A Healthy Dose of Doubt

“…and the only people I fear are those who never have doubts.” – Billy Joel, “Shades of Grey”

One of the most frustrating discoveries I’ve made about Millennium’s technical infrastructure is that tuning is never done. If I think I’ve gotten all of the performance out of Millennium that I can, I need to step back and re-evaluate my metrics…or just wait a little while for other issues to arise.

Another important realization, one that I learned a long time ago, is that my knowledge and experience is not the pinnacle of knowledge and experience. No matter how hard I try I can never know all there is to know on a given topic. There is always someone else who has dealt with a similar performance/stability/capacity issue and knows more about it than I do. When working with clients, I prefer a collaborative approach that comes with a little doubt that the problem solving will ever be done.  Performance is an iterative process that has to be monitored and adjusted through time, not just at a single point in time.

Millennium is a large, complex suite of applications with many inter-relationships and impacts that are not easily visible. Millennium requires DNS servers, networks, Citrix servers, Windows servers, Oracle, SQL Server (both for Citrix and some applications), MySQL, Oracle with raw logical volumes, Oracle with the Veritas File System, Oracle with ASM, AIX, HP-UX, VMS, thin clients, WebSphere application servers, WebSphereMQ, Apache web servers, load balancers, Java, Win32, ActiveX components. The list goes on and on. Plus, the Millennium environment is never static. There is always another project, another service package to install, another site to bring into production. Every change in the environment means changes in Millennium and affects how stable Millennium is and how well it performs.

All of these variables should help keep us humble. When I was in consulting and managing Millennium directly, I knew that if a client followed all of my recommendations, we could typically expect a 90- to 180-day period of stability. After that, change would happen. Ultimately, the earlier tuning would help us adapt more easily to these changes, but there would always be a pain period after a change in Millennium. The tuning was never done.

I work very hard to understand Millennium and share this knowledge with Millennium clients. In the process, I learn from each client I interact with. I’ve recently seen two extremes around this point: One organization benefited from this collaborative approach and from having a little doubt that they had done everything possible to tune Millennium, and another was certain they had done all the tuning they could.
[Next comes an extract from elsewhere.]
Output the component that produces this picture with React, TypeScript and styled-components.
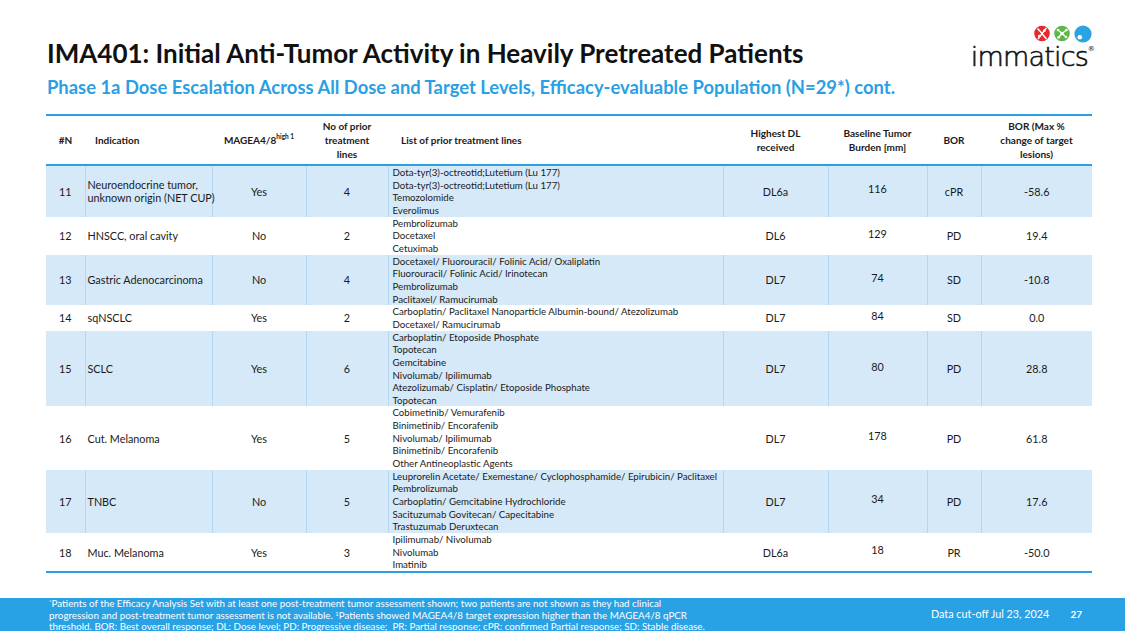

The first client said that they just had the “normal” Millennium performance issues but asked me to evaluate the system and suggest ways to improve it. The Messaging Performance Audit revealed several straightforward, easy-to-resolve issues as well as others that required new Millennium front-end code. Here was a person willing to admit some doubt that his team was doing all it could to improve the hospital’s electronic medical record system. After implementing some of the recommendations, they saw quantifiable benefits.

On the flip side, a second client was experiencing significant performance issues in production after introducing key changes to their environment. The system basically came to a crawl every day from 9-11 a.m. and 1-3 p.m. Analysis revealed disk I/O issues. They had not implemented the baseline Cerner Millennium System Settings (CMSS). They had not tuned the operating system’s disk buffering memory regions. Response times from their internal SCSI drives were taking 20 milliseconds instead of three to eight. The Oracle database showed some large waits for disk writes to complete.

When I presented my findings and recommendations, the lead technical person dismissed them. There was no doubt in his mind that his team had done all they could to address the problems and that I was completely wrong. He was beyond adamant. His team continued to address the escalating problem simply by logging Millennium Service Requests until clinicians revolted. Now the client is paying Cerner and other outside consultants to come in and save the day. No doubt proper tuning would have cost a whole lot less and, more importantly, would not have impacted the clinicians’ ability to deliver patient care.

Prognosis: Being willing to doubt we have done everything possible to make Millennium as fast as it can be opens us to new ways of providing clinicians a more reliable, consistent EMR system.